Regardless of whether you take this step or not, though, the next step for preparing coquito is really straightforward. All you need to do is blend everything together.
What we found worked best is to first blend together all the liquid ingredients like the rum, coconut milk, condensed milk and the egg yolks. From there, once the liquid base has been set, you’ll add in your aromatics like ground cinnamon. Blend a few times again, then set it in the fridge to cool down a bit (coquito is generally served cold).
From there, you might want to dress your glass up with a nice rim of coconut flakes stuck on with honey, or you can simply garnish the top of your coquito with coconut flakes, ground cinnamon and a cinnamon stick.
Our Take on the Recipe
There were a lot of fun recipes to choose from, but in the end we could only choose one to start with. Using this recipe as our reference, we set forth to make this delicious Puerto Rican eggnog equivalent.
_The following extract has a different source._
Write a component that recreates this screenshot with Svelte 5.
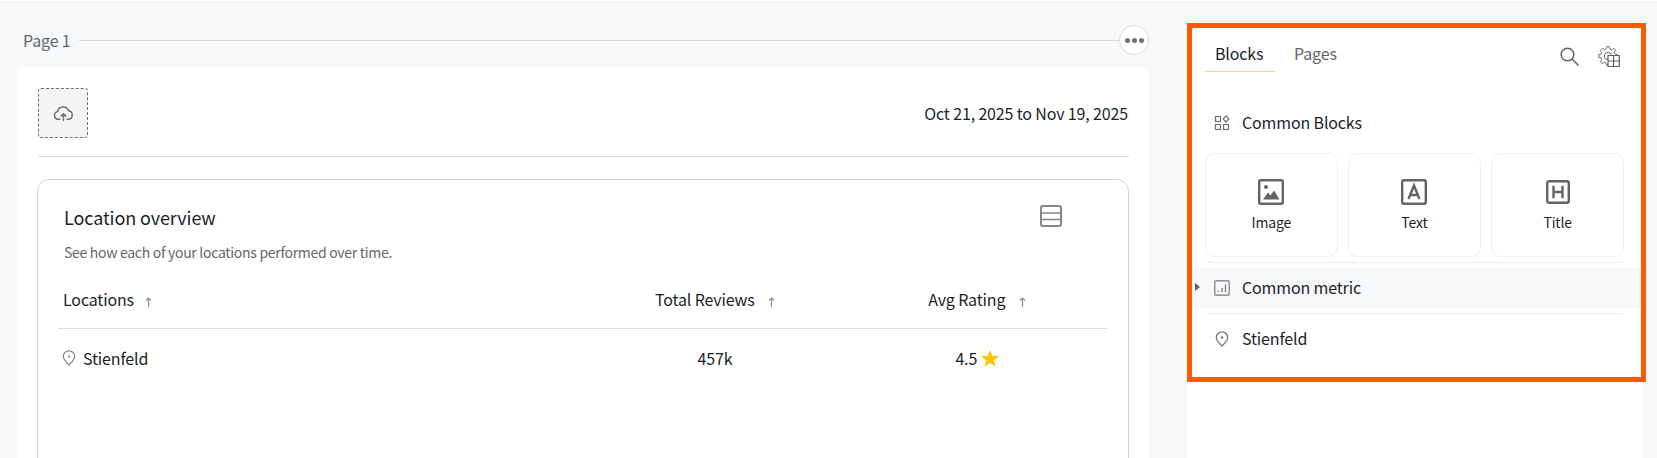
<script>
  const tiles = [
    { label: 'Image', kind: 'image' },
    { label: 'Text', kind: 'text' },
    { label: 'Title', kind: 'title' }
  ];

  // Outline of an eight-toothed gear, for the panel's settings icon.
  function gearPath(cx, cy, outer, inner, teeth) {
    const step = (Math.PI * 2) / teeth;
    const pts = [];
    for (let i = 0; i < teeth; i++) {
      const a = i * step - Math.PI / 2;
      const at = (r, o) => {
        const x = cx + r * Math.cos(a + o * step);
        const y = cy + r * Math.sin(a + o * step);
        return x.toFixed(2) + ' ' + y.toFixed(2);
      };
      pts.push(at(inner, -0.36), at(outer, -0.17), at(outer, 0.17), at(inner, 0.36));
    }
    return 'M' + pts.join('L') + 'Z';
  }
  const gear = gearPath(10, 10, 9.5, 7.2, 8);
</script>

<div class="app">
  <div class="topbar"></div>
  <div class="shell">
    <main class="main">
      <div class="page-head">
        <span class="page-name">Page 1</span>
        <span class="page-line"></span>
        <button class="more" aria-label="More"><i></i><i></i><i></i></button>
      </div>
      <section class="sheet">
        <div class="sheet-top">
          <div class="upload">
            <svg width="21" height="21" viewBox="0 0 20 20" fill="none" stroke="#6b6b70" stroke-width="1.400" stroke-linecap="round" stroke-linejoin="round">
              <path d="M6.500 15.500H4.800A3.700 3.700 0 0 1 4.300 8.200 5.500 5.500 0 0 1 14.800 7.300 4.200 4.200 0 0 1 15.200 15.500H13.500" />
              <path d="M10 16.500V10.500M7.800 12.500 10 10.200l2.200 2.300" />
            </svg>
          </div>
          <div class="date">Oct 21, 2025 to Nov 19, 2025</div>
        </div>
        <hr class="sheet-rule" />
        <div class="widget">
          <div class="widget-head">
            <h2>Location overview</h2>
            <svg class="table-icon" width="22" height="22" viewBox="0 0 22 22" fill="none" stroke="#85858a" stroke-width="2">
              <rect x="1" y="1" width="20" height="20" rx="2" />
              <path d="M1 8h20M1 14.500h20" stroke-width="1.500" />
            </svg>
          </div>
          <p class="sub">See how each of your locations performed over time.</p>
          <div class="table-row head-row">
            <div class="cell first">Locations <svg class="sort" width="7" height="10" viewBox="0 0 7 10" fill="none" stroke="#8e8e93" stroke-width="1.200"><path d="M3.500 10V1M1 3.500 3.500 1 6 3.500" /></svg></div>
            <div class="cell mid">Total Reviews <svg class="sort" width="7" height="10" viewBox="0 0 7 10" fill="none" stroke="#8e8e93" stroke-width="1.200"><path d="M3.500 10V1M1 3.500 3.500 1 6 3.500" /></svg></div>
            <div class="cell mid">Avg Rating <svg class="sort" width="7" height="10" viewBox="0 0 7 10" fill="none" stroke="#8e8e93" stroke-width="1.200"><path d="M3.500 10V1M1 3.500 3.500 1 6 3.500" /></svg></div>
          </div>
          <div class="table-row body-row">
            <div class="cell first pin-cell">
              <svg width="14" height="16" viewBox="0 0 14 16" fill="none" stroke="#77777c" stroke-width="1.100">
                <path d="M7 15C4 12 1.300 9.500 1.300 6.500a5.700 5.700 0 0 1 11.400 0C12.700 9.500 10 12 7 15Z" />
                <circle cx="7" cy="6.500" r="1" fill="#77777c" stroke="none" />
              </svg>
              <span>Stienfeld</span>
            </div>
            <div class="cell mid">457k</div>
            <div class="cell mid">4.5
              <svg class="star" width="18" height="17" viewBox="0 0 18 17"><path fill="#ffc400" d="M9 0l2.400 6h6.600l-5.200 4.200 1.900 6.500L9 13l-5.700 3.700 1.900-6.500L0 6h6.600Z" /></svg>
            </div>
          </div>
        </div>
      </section>
    </main>

    <aside class="panel">
      <div class="tabs">
        <div class="tab active">Blocks</div>
        <div class="tab">Pages</div>
        <div class="tools">
          <svg width="19" height="19" viewBox="0 0 19 19" fill="none" stroke="#5f5f64" stroke-width="1.500" stroke-linecap="round">
            <circle cx="7.500" cy="7.500" r="6.300" />
            <path d="M12.200 12.200 18 18" />
          </svg>
          <svg width="22" height="21" viewBox="0 0 22 21" fill="none" stroke="#6a6a6f" stroke-width="1" stroke-linejoin="round">
            <path d={gear} />
            <circle cx="10" cy="10" r="3.600" />
            <rect x="10" y="9.500" width="11.300" height="11" fill="#fff" stroke="#5f5f64" stroke-width="1.200" />
            <path d="M15.600 9.500V20.500M10 15h11.300" stroke="#5f5f64" stroke-width="1.200" />
          </svg>
        </div>
      </div>

      <div class="row blocks-title">
        <span class="slot"></span>
        <svg width="16" height="16" viewBox="0 0 16 16" fill="none" stroke="#6e6e73" stroke-width="1.200">
          <rect x="1.500" y="1.500" width="5" height="5" />
          <rect x="1.500" y="9.500" width="5" height="5" />
          <rect x="9.500" y="9.500" width="5" height="5" />
          <path d="M12 .9 14.800 4 12 7 9.200 4Z" />
        </svg>
        <span>Common Blocks</span>
      </div>

      <div class="tiles">
        {#each tiles as t}
          <div class="tile">
            {#if t.kind === 'image'}
              <svg width="26" height="26" viewBox="0 0 26 26" fill="none">
                <rect x="1.200" y="1.200" width="23.600" height="23.600" rx="1.500" stroke="#636369" stroke-width="2.400" />
                <circle cx="8" cy="8" r="2" fill="#636369" />
                <path fill="#636369" d="M5 20.500 10 13.500l2.500 3L16 11.500l5.500 9Z" />
              </svg>
            {:else if t.kind === 'text'}
              <svg width="26" height="26" viewBox="0 0 26 26" fill="none" stroke="#636369">
                <rect x="1.200" y="1.200" width="23.600" height="23.600" rx="1.500" stroke-width="2.400" />
                <path d="M7.500 20 13 6.500l5.500 13.500M9.200 16h7.600" stroke-width="2.400" />
              </svg>
            {:else}
              <svg width="24" height="24" viewBox="0 0 24 24" fill="none" stroke="#636369">
                <rect x="1.200" y="1.200" width="21.600" height="21.600" rx="2" stroke-width="2.400" />
                <path d="M7.500 5.800v12.400M16.500 5.800v12.400M7.500 12h9" stroke-width="2.400" />
              </svg>
            {/if}
            <span>{t.label}</span>
          </div>
        {/each}
      </div>

      <hr class="rule" />
      <div class="row metric">
        <span class="slot"><span class="arrow"></span></span>
        <svg width="16" height="16" viewBox="0 0 16 16" fill="none" stroke="#77777c" stroke-width="1.200">
          <rect x=".8" y=".8" width="14.400" height="14.400" rx="1" />
          <path d="M4.500 12v-1.500M8 12V8M11.500 12V4.500" stroke-width="1.300" />
        </svg>
        <span>Common metric</span>
      </div>
      <hr class="rule" />
      <div class="row">
        <span class="slot"></span>
        <svg width="16" height="16" viewBox="0 0 14 16" fill="none" stroke="#6e6e73" stroke-width="1.200">
          <path d="M7 15C4 12 1.300 9.500 1.300 6.500a5.700 5.700 0 0 1 11.400 0C12.700 9.500 10 12 7 15Z" />
          <circle cx="7" cy="6.500" r="1.200" fill="#6e6e73" stroke="none" />
        </svg>
        <span>Stienfeld</span>
      </div>
    </aside>
  </div>
  <div class="frame"></div>
</div>

<style>
  :global(body) {
    margin: 0;
    background: #f7f8fa;
  }
  .app {
    position: relative;
    width: 1657px;
    height: 458px;
    overflow: hidden;
    background: #f7f8fa;
    color: #1b1f2a;
    font-family: "Noto Sans CJK SC", "Noto Sans", sans-serif;
    font-size: 16px;
    letter-spacing: -0.15px;
    line-height: 24px;
  }
  .topbar {
    height: 2px;
    background: #fff;
    border-bottom: 1px solid #ececee;
  }
  .shell {
    display: flex;
    align-items: flex-start;
  }
  .main {
    box-sizing: border-box;
    width: 1187px;
    padding: 0 38px 0 17px;
  }
  .page-head {
    display: flex;
    align-items: center;
    height: 30px;
    padding: 22px 0 12px 6px;
  }
  .page-name {
    color: #63666e;
  }
  .page-line {
    flex: 1;
    height: 1px;
    margin-left: 8px;
    background: #d6d6d9;
  }
  .more {
    display: flex;
    align-items: center;
    justify-content: center;
    gap: 2px;
    box-sizing: border-box;
    width: 30px;
    height: 30px;
    padding: 0;
    background: #fff;
    border: 1px solid #dcdcdf;
    border-radius: 50%;
  }
  .more i {
    width: 5px;
    height: 5px;
    border-radius: 50%;
    background: #717176;
  }
  .sheet {
    box-sizing: border-box;
    height: 400px;
    padding: 21px 20px 0 21px;
    background: #fff;
    border-radius: 6px;
  }
  .sheet-top {
    display: flex;
    align-items: center;
    justify-content: space-between;
  }
  .upload {
    display: flex;
    align-items: center;
    justify-content: center;
    box-sizing: border-box;
    width: 50px;
    height: 50px;
    background: #f2f4f5;
    border: 1px dashed #707074;
    border-radius: 3px;
  }
  .date {
    margin-right: 1px;
  }
  .sheet-rule {
    height: 1px;
    margin: 18px 0 22px;
    border: 0;
    background: #dedee0;
  }
  .widget {
    box-sizing: border-box;
    height: 400px;
    margin-left: -1px;
    padding: 25px 20px 0 20px;
    border: 1px solid #d3d3d6;
    border-radius: 12px;
  }
  .widget-head {
    display: flex;
    align-items: center;
    justify-content: space-between;
    height: 24px;
    padding: 0 46px 0 6px;
  }
  .table-icon {
    margin-top: -3px;
  }
  h2 {
    margin: 0;
    font-size: 18px;
    font-weight: 400;
    letter-spacing: -0.1px;
  }
  .sub {
    margin: 13px 0 0 6px;
    font-size: 14px;
    letter-spacing: -0.29px;
    line-height: 20px;
    color: #63666e;
  }
  .table-row {
    display: grid;
    grid-template-columns: 1fr 262px 262px;
    align-items: center;
  }
  .head-row {
    height: 62px;
    margin-top: 5px;
    padding-top: 2px;
    border-bottom: 1px solid #dedee0;
    box-sizing: border-box;
  }
  .body-row {
    height: 58px;
  }
  .first {
    padding-left: 5px;
  }
  .mid {
    text-align: center;
  }
  .sort {
    margin-left: 8px;
    vertical-align: -1px;
  }
  .mid .sort {
    margin-left: 10px;
  }
  .pin-cell {
    display: flex;
    align-items: center;
    gap: 7px;
    padding-left: 4px;
  }
  .star {
    vertical-align: -2px;
  }
  .panel {
    box-sizing: border-box;
    width: 456px;
    height: 440px;
    margin-top: 24px;
    padding-top: 14px;
    background: #fff;
  }
  .tabs {
    display: flex;
    align-items: flex-start;
    padding-left: 18px;
  }
  .tab {
    height: 30px;
    padding: 0 10px 0 10px;
    color: #63666e;
    text-align: center;
  }
  .tab + .tab {
    margin-left: 9px;
  }
  .tab.active {
    width: 50px;
    text-align: left;
    color: #1b1f2a;
    border-bottom: 1px solid #f7d472;
  }
  .tools {
    display: flex;
    align-items: center;
    gap: 19px;
    margin-left: auto;
    margin-right: 23px;
    padding-top: 5px;
  }
  .row {
    display: flex;
    align-items: center;
    gap: 12px;
    height: 40px;
    padding-left: 7px;
  }
  .row span:last-child {
    margin-top: -2px;
  }
  .row > .slot {
    display: flex;
    align-items: center;
    width: 20px;
    margin: 0 -12px 0 0;
  }
  .blocks-title {
    margin-top: 31px;
  }
  .arrow {
    width: 0;
    height: 0;
    margin-left: 1px;
    border-left: 5px solid #5f5f64;
    border-top: 4.500px solid transparent;
    border-bottom: 4.500px solid transparent;
  }
  .tiles {
    display: grid;
    grid-template-columns: repeat(3, 1fr);
    gap: 10.500px;
    margin: 10px 19px 0 18px;
  }
  .tile {
    display: flex;
    flex-direction: column;
    align-items: center;
    justify-content: flex-start;
    gap: 6px;
    box-sizing: border-box;
    height: 104px;
    padding-top: 25px;
    border: 1px solid #f0f0f2;
    border-radius: 10px;
    font-size: 14px;
    line-height: 22px;
  }
  .tile svg {
    height: 26px;
  }
  .rule {
    height: 1px;
    margin: 5px 20px 5px 20px;
    border: 0;
    background: #ececee;
  }
  .metric {
    background: #f7f8fa;
  }
  .frame {
    position: absolute;
    left: 1187px;
    top: 23px;
    box-sizing: border-box;
    width: 459px;
    height: 359px;
    border: 5px solid #ff5a00;
    pointer-events: none;
  }
</style>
From the start, though, we made some changes both to simplify and complicate the process. To complicate, we did make our own homemade condensed coconut milk based off the recommendations of this blogger. Call us a little biased, but we preferred going the homemade route here and coming up with a more unprocessed version of coquito as a result.
One part of the recipe we didn’t really think did much, though, was boiling cinnamon sticks in water and adding it to the coquito. Instead, we found we could achieve the same result – a delicious hint of cinnamon taste – in less time if we simply added a dash of ground cinnamon into the blender with the other ingredients.
While we were at it, we added in two other ingredients from other recipes that came out fantastic in the coquito taste. By adding just a tiny bit of ground nutmeg and vanilla extract, you can end up with a little more of a “festive flavor.”
Other than that, there’s little else that you’d need to create a delicious drink like this coquito. Pair it with some lechon asado or arroz con guandules, and you’ve got one fantastic Puerto Rican Christmas celebration ahead!